Can be used to assign a value to a variable which can be used within a query.
Variable can be created with QUERY
privileges since they do not modify
the collection’s data.
To create a variable, just assign a value to a valid name.
Some valid examples:
_ = ...
tmp = ...
var1 = ...
Variables created within a closure become local. They can only be used within the closure body. See the example below:
a = 'This is a variable!!!';
b = 'Hello';
(||{
/* This will create a new, local, variable `a` */
a = 'New variable within this block';
/* This will update the global variable `b` */
b += ' World';
}).call();
[a, b];
Return value in JSON format
[
"This is a variable!!!",
"Hello World"
]
When running a query to ThingsDB, it is possible to inject variables into the code. This is easy, safe, and in some cases even necessary when for example inserting binary data.
Python example:
# inject a variable into the code:
client.query('.a = a;', a=1)
Consider you have some user input which is supposed to contain a name, and you want to store that name in ThingsDB.

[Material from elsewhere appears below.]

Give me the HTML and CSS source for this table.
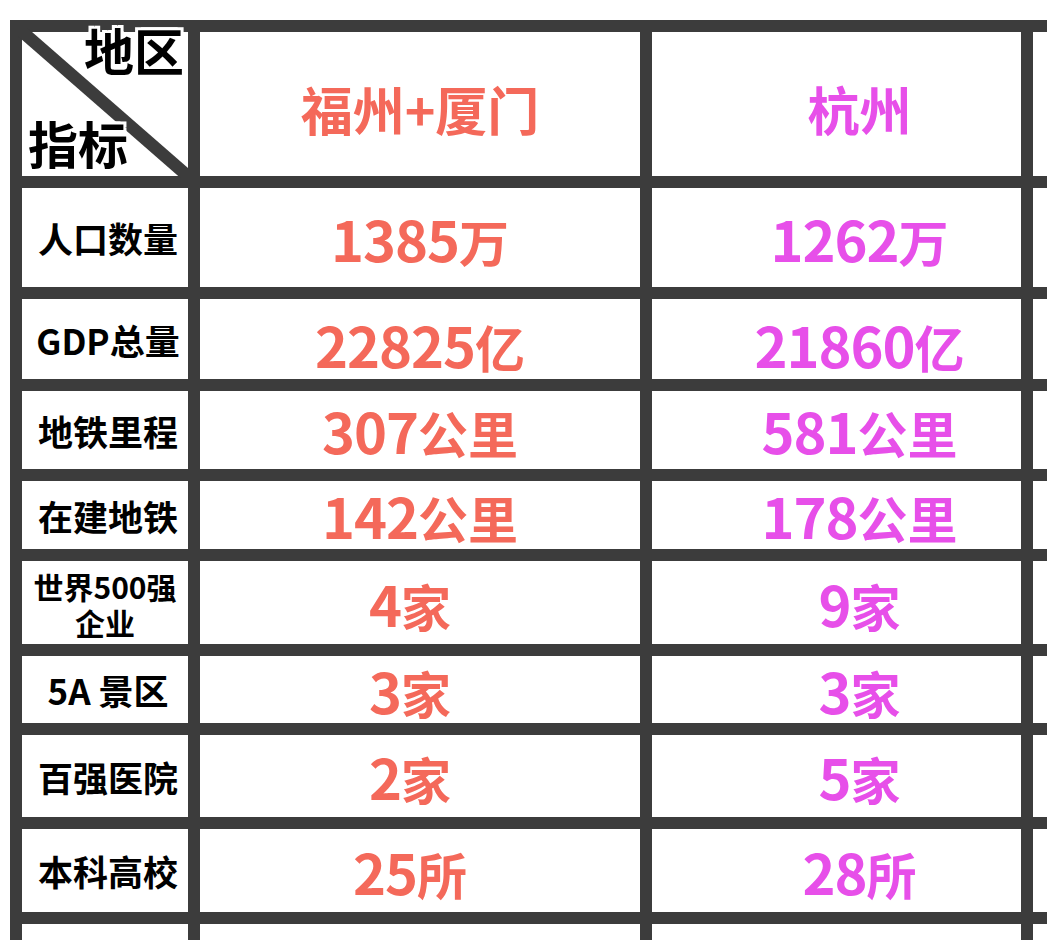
FILE: index.html
```html
<!DOCTYPE html>
<html lang="zh-CN">
<head>
<meta charset="utf-8">
<title>福州+厦门 vs 杭州</title>
<link rel="stylesheet" href="styles.css">
</head>
<body>
<div class="sheet">
  <div class="cell corner">
    <svg class="diag" viewBox="0 0 166 144" preserveAspectRatio="none"><line x1="0" y1="0" x2="166" y2="144" stroke="#3c3c3c" stroke-width="12"/></svg>
    <span class="corner-top">地区</span>
    <span class="corner-bottom">指标</span>
  </div>
  <div class="cell val red head">福州+厦门</div>
  <div class="cell val pink head">杭州</div>
  <div class="cell"></div>

  <div class="cell label">人口数量</div>
  <div class="cell val red"><span class="num">1385</span>万</div>
  <div class="cell val pink"><span class="num">1262</span>万</div>
  <div class="cell"></div>

  <div class="cell label">GDP总量</div>
  <div class="cell val red low"><span class="num">22825</span>亿</div>
  <div class="cell val pink low"><span class="num">21860</span>亿</div>
  <div class="cell"></div>

  <div class="cell label">地铁里程</div>
  <div class="cell val red"><span class="num">307</span>公里</div>
  <div class="cell val pink"><span class="num">581</span>公里</div>
  <div class="cell"></div>

  <div class="cell label">在建地铁</div>
  <div class="cell val red"><span class="num">142</span>公里</div>
  <div class="cell val pink"><span class="num">178</span>公里</div>
  <div class="cell"></div>

  <div class="cell label small"><span>世界500强</span><span>企业</span></div>
  <div class="cell val red left"><span class="num">4</span>家</div>
  <div class="cell val pink"><span class="num">9</span>家</div>
  <div class="cell"></div>

  <div class="cell label">5A 景区</div>
  <div class="cell val red left"><span class="num">3</span>家</div>
  <div class="cell val pink"><span class="num">3</span>家</div>
  <div class="cell"></div>

  <div class="cell label">百强医院</div>
  <div class="cell val red left"><span class="num">2</span>家</div>
  <div class="cell val pink"><span class="num">5</span>家</div>
  <div class="cell"></div>

  <div class="cell label">本科高校</div>
  <div class="cell val red left"><span class="num">25</span>所</div>
  <div class="cell val pink"><span class="num">28</span>所</div>
  <div class="cell"></div>

  <div class="cell"></div>
  <div class="cell"></div>
  <div class="cell"></div>
  <div class="cell"></div>
</div>
</body>
</html>
```

FILE: styles.css
```css
html, body {
  margin: 0;
  padding: 0;
  background: #ffffff;
  overflow: hidden;
  width: 1047px;
  height: 940px;
}

body {
  font-family: "Noto Sans CJK SC", "Noto Sans", sans-serif;
}

.sheet {
  margin: 20px 0 0 10px;
  display: grid;
  grid-template-columns: 166px 440px 369px 100px;
  grid-template-rows: 144px 99px 80px 78px 68px 83px 67px 82px 83px 60px;
  gap: 12px;
  padding: 12px 0 0 12px;
  background: #3c3c3c;
  width: 1200px;
}

.cell {
  background: #ffffff;
  display: flex;
  align-items: center;
  justify-content: center;
  position: relative;
  overflow: visible;
}

.corner {
  display: flex;
  flex-direction: column;
  justify-content: space-between;
  align-items: stretch;
}

.diag {
  position: absolute;
  left: -4px;
  top: -4px;
  width: 172px;
  height: 150px;
}

.corner-top,
.corner-bottom {
  position: relative;
  font-size: 50px;
  font-weight: 700;
  line-height: 1;
  color: #000;
  text-shadow: 0 0 3px #fff, 2px 0 0 #fff, -2px 0 0 #fff, 0 2px 0 #fff, 0 -2px 0 #fff,
    3px 3px 0 #fff, -3px -3px 0 #fff, 3px -3px 0 #fff, -3px 3px 0 #fff;
}

.corner-top {
  align-self: flex-end;
  margin: -8px 4px 0 0;
}

.corner-bottom {
  align-self: flex-start;
  margin: 0 0 9px 6px;
}

.label {
  font-size: 35px;
  font-weight: 700;
  color: #000;
  line-height: 1;
  white-space: nowrap;
  padding-left: 6px;
}

.label.small {
  flex-direction: column;
  gap: 6px;
  font-size: 30px;
  line-height: 1;
  padding-left: 0;
  padding-top: 2px;
}

.val {
  font-size: 50px;
  font-weight: 700;
  line-height: 1;
  white-space: nowrap;
  align-items: baseline;
  align-content: center;
  flex-wrap: wrap;
}

.num {
  font-size: 56px;
  letter-spacing: -1px;
}

.val.low {
  padding-top: 10px;
}

.red {
  color: #f4695a;
}

.red.left {
  padding-right: 20px;
}

.pink {
  color: #e74fe9;
  padding-left: 46px;
}

.head {
  font-size: 52px;
  padding-top: 10px;
}
```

# Variable `user_input` is supposed to contain a name like `Bob`
client.query(f'.name = "{user_input}";')
Instead of a name, a user could insert something like this: Bob"; .XXX = "This system is hacked!
. This would result in the following query statement:
.name = "Bob"; .XXX = "This system is hacked!";
This is very dangerous and definitely not what we want but luckily ThingsDB has a simple solution: variable injection
client.query('.name = inp;', inp=user_input)
Using variable injection we can parse user input in a safe and secure way to ThingsDB.